20. End in a big way.
Some campaigns sputter to their finish, others end in a big way. For most campaigns, ending in a big way is important. You can do this in many ways: Make sure your paid media builds to a crescendo at the end gaining strength and not waning. You may also want to have a last weekend literature drop throughout the district or even decorate a truck and create your own neighborhood parade with volunteers and a bullhorn. In some cases, a news conference or a big event with a celebrity endorsement will bring the late news coverage you need.
21. Work vote-by-mail hard.
In almost all states, vote-by-mail (VBM), previously known as absentee ballots, have become a large part of every major election. It also means that a larger percentage of voters are casting their vote earlier than Election Day. This creates a strategic resource decision for voter contact resources.

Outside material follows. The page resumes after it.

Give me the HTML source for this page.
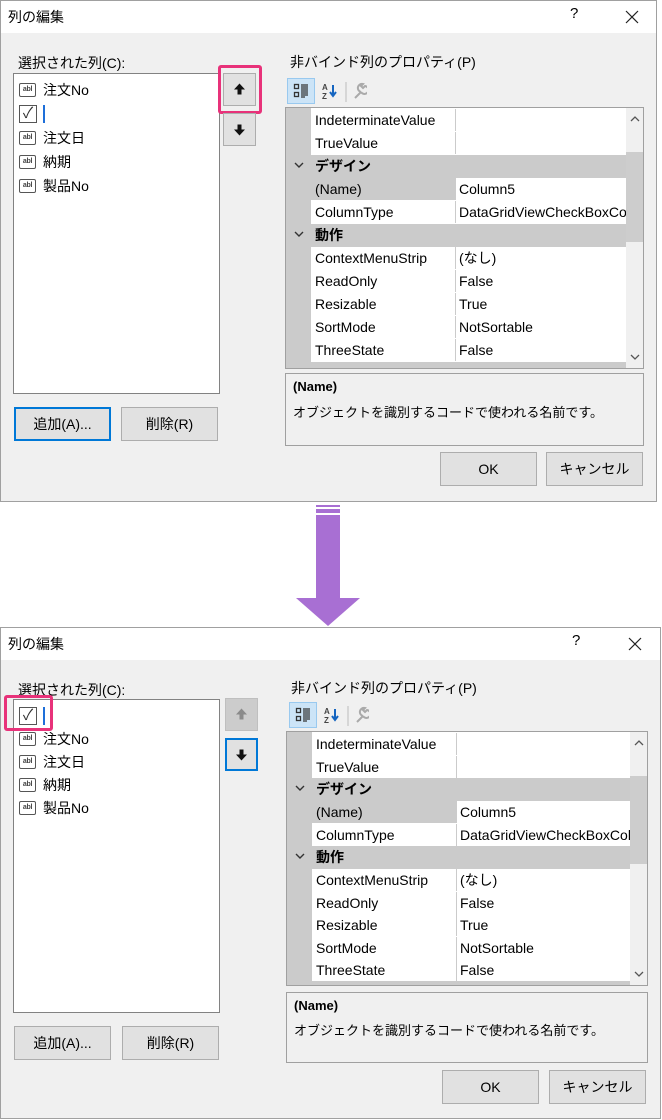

In most cases, candidates can get a list of VBM participants when they request a ballot. This list of voters needs to, at the least, receive persuasion mail from the candidate. If possible, a phone call from the candidate or a volunteer from the campaign is even better. It’s a critical mistake to ignore this group of voters as many campaigns do. Beyond contacting those who have requested ballots, it’s also important for campaigns to utilize VBM in an effort to ensure high voter turnout among favorable groups. That may mean mailing VBM request forms to those in your political party, neighborhood, church or civic club. Modern campaigns use every tool as their disposal. For more and more campaigns, maximizing turnout through VBM is one of those tools.
There you have it, 21 rules for winning a campaign. Election season is just around the corner. Work hard, follow these 21 rules and you’ll be well on your way to victory.